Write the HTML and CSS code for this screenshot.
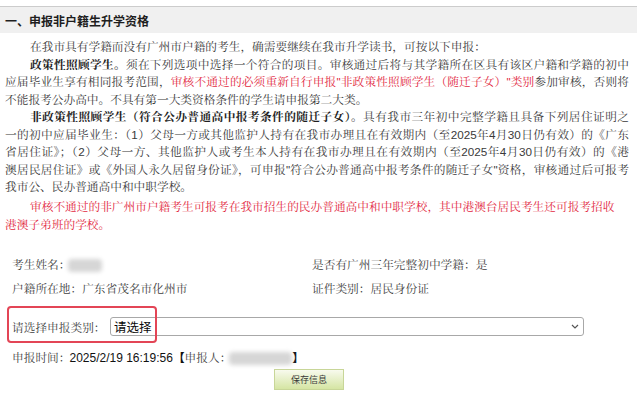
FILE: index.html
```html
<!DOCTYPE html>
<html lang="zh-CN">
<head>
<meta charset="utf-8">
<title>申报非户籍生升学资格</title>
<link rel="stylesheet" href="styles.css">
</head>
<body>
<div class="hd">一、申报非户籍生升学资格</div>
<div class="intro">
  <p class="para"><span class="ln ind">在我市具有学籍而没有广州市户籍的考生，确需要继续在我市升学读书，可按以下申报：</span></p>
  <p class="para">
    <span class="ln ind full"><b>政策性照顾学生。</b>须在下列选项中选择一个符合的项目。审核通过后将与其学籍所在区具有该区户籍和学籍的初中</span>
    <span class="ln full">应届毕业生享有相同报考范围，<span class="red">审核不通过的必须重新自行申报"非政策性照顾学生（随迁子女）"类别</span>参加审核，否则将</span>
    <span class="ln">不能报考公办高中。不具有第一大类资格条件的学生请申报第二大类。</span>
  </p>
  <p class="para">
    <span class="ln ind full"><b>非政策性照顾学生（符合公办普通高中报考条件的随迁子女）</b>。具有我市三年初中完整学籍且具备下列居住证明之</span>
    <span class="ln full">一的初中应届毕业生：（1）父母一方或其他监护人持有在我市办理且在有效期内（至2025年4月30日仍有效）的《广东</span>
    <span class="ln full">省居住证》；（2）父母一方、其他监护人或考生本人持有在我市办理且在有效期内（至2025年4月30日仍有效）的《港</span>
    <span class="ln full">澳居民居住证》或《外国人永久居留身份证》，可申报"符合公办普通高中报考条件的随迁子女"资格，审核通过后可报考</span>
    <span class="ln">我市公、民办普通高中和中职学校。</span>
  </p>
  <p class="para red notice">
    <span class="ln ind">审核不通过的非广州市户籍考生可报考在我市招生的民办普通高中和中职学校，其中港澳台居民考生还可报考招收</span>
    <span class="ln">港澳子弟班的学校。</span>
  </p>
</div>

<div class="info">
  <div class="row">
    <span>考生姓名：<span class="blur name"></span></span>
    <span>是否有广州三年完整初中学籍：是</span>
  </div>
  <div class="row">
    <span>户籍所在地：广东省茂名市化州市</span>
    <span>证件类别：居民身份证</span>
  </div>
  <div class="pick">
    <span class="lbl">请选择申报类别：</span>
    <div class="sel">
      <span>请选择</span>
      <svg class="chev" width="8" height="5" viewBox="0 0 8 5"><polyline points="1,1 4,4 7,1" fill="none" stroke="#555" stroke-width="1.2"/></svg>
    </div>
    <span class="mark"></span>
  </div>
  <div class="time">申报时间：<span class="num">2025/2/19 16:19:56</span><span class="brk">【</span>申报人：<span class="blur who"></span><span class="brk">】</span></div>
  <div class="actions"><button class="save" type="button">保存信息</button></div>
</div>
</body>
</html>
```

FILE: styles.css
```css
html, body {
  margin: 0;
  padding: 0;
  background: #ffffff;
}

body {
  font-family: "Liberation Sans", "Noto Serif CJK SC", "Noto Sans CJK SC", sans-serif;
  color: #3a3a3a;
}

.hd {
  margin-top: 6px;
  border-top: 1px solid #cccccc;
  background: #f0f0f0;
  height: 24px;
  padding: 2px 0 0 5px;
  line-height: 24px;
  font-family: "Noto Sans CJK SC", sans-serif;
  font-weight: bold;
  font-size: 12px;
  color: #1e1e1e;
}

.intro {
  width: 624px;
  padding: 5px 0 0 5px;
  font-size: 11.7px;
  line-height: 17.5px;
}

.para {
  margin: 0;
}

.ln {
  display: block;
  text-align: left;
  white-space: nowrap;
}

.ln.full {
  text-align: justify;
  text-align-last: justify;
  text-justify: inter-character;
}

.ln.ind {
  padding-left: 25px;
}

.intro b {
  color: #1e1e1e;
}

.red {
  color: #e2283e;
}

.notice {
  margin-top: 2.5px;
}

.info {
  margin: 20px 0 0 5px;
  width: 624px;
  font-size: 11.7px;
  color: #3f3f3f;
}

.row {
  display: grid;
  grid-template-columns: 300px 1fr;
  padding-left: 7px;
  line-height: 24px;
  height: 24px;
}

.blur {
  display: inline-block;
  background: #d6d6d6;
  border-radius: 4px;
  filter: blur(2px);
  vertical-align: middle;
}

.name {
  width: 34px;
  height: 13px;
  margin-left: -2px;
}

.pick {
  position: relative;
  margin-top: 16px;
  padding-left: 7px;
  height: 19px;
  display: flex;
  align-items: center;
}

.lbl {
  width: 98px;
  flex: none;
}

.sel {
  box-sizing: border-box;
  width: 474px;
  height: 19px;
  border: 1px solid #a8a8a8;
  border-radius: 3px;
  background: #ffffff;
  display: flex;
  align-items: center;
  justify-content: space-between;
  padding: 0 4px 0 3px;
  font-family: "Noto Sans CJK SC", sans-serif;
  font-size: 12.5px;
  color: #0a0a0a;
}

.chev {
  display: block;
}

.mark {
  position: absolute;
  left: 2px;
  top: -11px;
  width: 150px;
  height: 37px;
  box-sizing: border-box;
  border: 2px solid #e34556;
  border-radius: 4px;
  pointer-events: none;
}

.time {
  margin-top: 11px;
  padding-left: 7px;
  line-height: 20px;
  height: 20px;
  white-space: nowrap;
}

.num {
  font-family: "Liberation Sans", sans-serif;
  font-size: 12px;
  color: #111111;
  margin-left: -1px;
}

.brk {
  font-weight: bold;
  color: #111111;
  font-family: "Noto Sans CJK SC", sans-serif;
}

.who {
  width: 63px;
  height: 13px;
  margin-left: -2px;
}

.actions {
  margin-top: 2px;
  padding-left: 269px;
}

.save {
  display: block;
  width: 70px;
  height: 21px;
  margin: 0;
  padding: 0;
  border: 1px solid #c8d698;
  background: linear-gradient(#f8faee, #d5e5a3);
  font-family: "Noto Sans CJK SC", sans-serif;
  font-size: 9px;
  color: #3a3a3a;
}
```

□ □ □ □ □ □ □

▸ **Exercise**:
Transcribe the whole listing, character for character, but not its images.

▸ **Reply**:
Write the HTML and CSS code for this screenshot.
FILE: index.html
```html
<!DOCTYPE html>
<html lang="zh-CN">
<head>
<meta charset="utf-8">
<title>申报非户籍生升学资格</title>
<link rel="stylesheet" href="styles.css">
</head>
<body>
<div class="hd">一、申报非户籍生升学资格</div>
<div class="intro">
  <p class="para"><span class="ln ind">在我市具有学籍而没有广州市户籍的考生，确需要继续在我市升学读书，可按以下申报：</span></p>
  <p class="para">
    <span class="ln ind full"><b>政策性照顾学生。</b>须在下列选项中选择一个符合的项目。审核通过后将与其学籍所在区具有该区户籍和学籍的初中</span>
    <span class="ln full">应届毕业生享有相同报考范围，<span class="red">审核不通过的必须重新自行申报"非政策性照顾学生（随迁子女）"类别</span>参加审核，否则将</span>
    <span class="ln">不能报考公办高中。不具有第一大类资格条件的学生请申报第二大类。</span>
  </p>
  <p class="para">
    <span class="ln ind full"><b>非政策性照顾学生（符合公办普通高中报考条件的随迁子女）</b>。具有我市三年初中完整学籍且具备下列居住证明之</span>
    <span class="ln full">一的初中应届毕业生：（1）父母一方或其他监护人持有在我市办理且在有效期内（至2025年4月30日仍有效）的《广东</span>
    <span class="ln full">省居住证》；（2）父母一方、其他监护人或考生本人持有在我市办理且在有效期内（至2025年4月30日仍有效）的《港</span>
    <span class="ln full">澳居民居住证》或《外国人永久居留身份证》，可申报"符合公办普通高中报考条件的随迁子女"资格，审核通过后可报考</span>
    <span class="ln">我市公、民办普通高中和中职学校。</span>
  </p>
  <p class="para red notice">
    <span class="ln ind">审核不通过的非广州市户籍考生可报考在我市招生的民办普通高中和中职学校，其中港澳台居民考生还可报考招收</span>
    <span class="ln">港澳子弟班的学校。</span>
  </p>
</div>

<div class="info">
  <div class="row">
    <span>考生姓名：<span class="blur name"></span></span>
    <span>是否有广州三年完整初中学籍：是</span>
  </div>
  <div class="row">
    <span>户籍所在地：广东省茂名市化州市</span>
    <span>证件类别：居民身份证</span>
  </div>
  <div class="pick">
    <span class="lbl">请选择申报类别：</span>
    <div class="sel">
      <span>请选择</span>
      <svg class="chev" width="8" height="5" viewBox="0 0 8 5"><polyline points="1,1 4,4 7,1" fill="none" stroke="#555" stroke-width="1.2"/></svg>
    </div>
    <span class="mark"></span>
  </div>
  <div class="time">申报时间：<span class="num">2025/2/19 16:19:56</span><span class="brk">【</span>申报人：<span class="blur who"></span><span class="brk">】</span></div>
  <div class="actions"><button class="save" type="button">保存信息</button></div>
</div>
</body>
</html>
```

FILE: styles.css
```css
html, body {
  margin: 0;
  padding: 0;
  background: #ffffff;
}

body {
  font-family: "Liberation Sans", "Noto Serif CJK SC", "Noto Sans CJK SC", sans-serif;
  color: #3a3a3a;
}

.hd {
  margin-top: 6px;
  border-top: 1px solid #cccccc;
  background: #f0f0f0;
  height: 24px;
  padding: 2px 0 0 5px;
  line-height: 24px;
  font-family: "Noto Sans CJK SC", sans-serif;
  font-weight: bold;
  font-size: 12px;
  color: #1e1e1e;
}

.intro {
  width: 624px;
  padding: 5px 0 0 5px;
  font-size: 11.7px;
  line-height: 17.5px;
}

.para {
  margin: 0;
}

.ln {
  display: block;
  text-align: left;
  white-space: nowrap;
}

.ln.full {
  text-align: justify;
  text-align-last: justify;
  text-justify: inter-character;
}

.ln.ind {
  padding-left: 25px;
}

.intro b {
  color: #1e1e1e;
}

.red {
  color: #e2283e;
}

.notice {
  margin-top: 2.5px;
}

.info {
  margin: 20px 0 0 5px;
  width: 624px;
  font-size: 11.7px;
  color: #3f3f3f;
}

.row {
  display: grid;
  grid-template-columns: 300px 1fr;
  padding-left: 7px;
  line-height: 24px;
  height: 24px;
}

.blur {
  display: inline-block;
  background: #d6d6d6;
  border-radius: 4px;
  filter: blur(2px);
  vertical-align: middle;
}

.name {
  width: 34px;
  height: 13px;
  margin-left: -2px;
}

.pick {
  position: relative;
  margin-top: 16px;
  padding-left: 7px;
  height: 19px;
  display: flex;
  align-items: center;
}

.lbl {
  width: 98px;
  flex: none;
}

.sel {
  box-sizing: border-box;
  width: 474px;
  height: 19px;
  border: 1px solid #a8a8a8;
  border-radius: 3px;
  background: #ffffff;
  display: flex;
  align-items: center;
  justify-content: space-between;
  padding: 0 4px 0 3px;
  font-family: "Noto Sans CJK SC", sans-serif;
  font-size: 12.5px;
  color: #0a0a0a;
}

.chev {
  display: block;
}

.mark {
  position: absolute;
  left: 2px;
  top: -11px;
  width: 150px;
  height: 37px;
  box-sizing: border-box;
  border: 2px solid #e34556;
  border-radius: 4px;
  pointer-events: none;
}

.time {
  margin-top: 11px;
  padding-left: 7px;
  line-height: 20px;
  height: 20px;
  white-space: nowrap;
}

.num {
  font-family: "Liberation Sans", sans-serif;
  font-size: 12px;
  color: #111111;
  margin-left: -1px;
}

.brk {
  font-weight: bold;
  color: #111111;
  font-family: "Noto Sans CJK SC", sans-serif;
}

.who {
  width: 63px;
  height: 13px;
  margin-left: -2px;
}

.actions {
  margin-top: 2px;
  padding-left: 269px;
}

.save {
  display: block;
  width: 70px;
  height: 21px;
  margin: 0;
  padding: 0;
  border: 1px solid #c8d698;
  background: linear-gradient(#f8faee, #d5e5a3);
  font-family: "Noto Sans CJK SC", sans-serif;
  font-size: 9px;
  color: #3a3a3a;
}
```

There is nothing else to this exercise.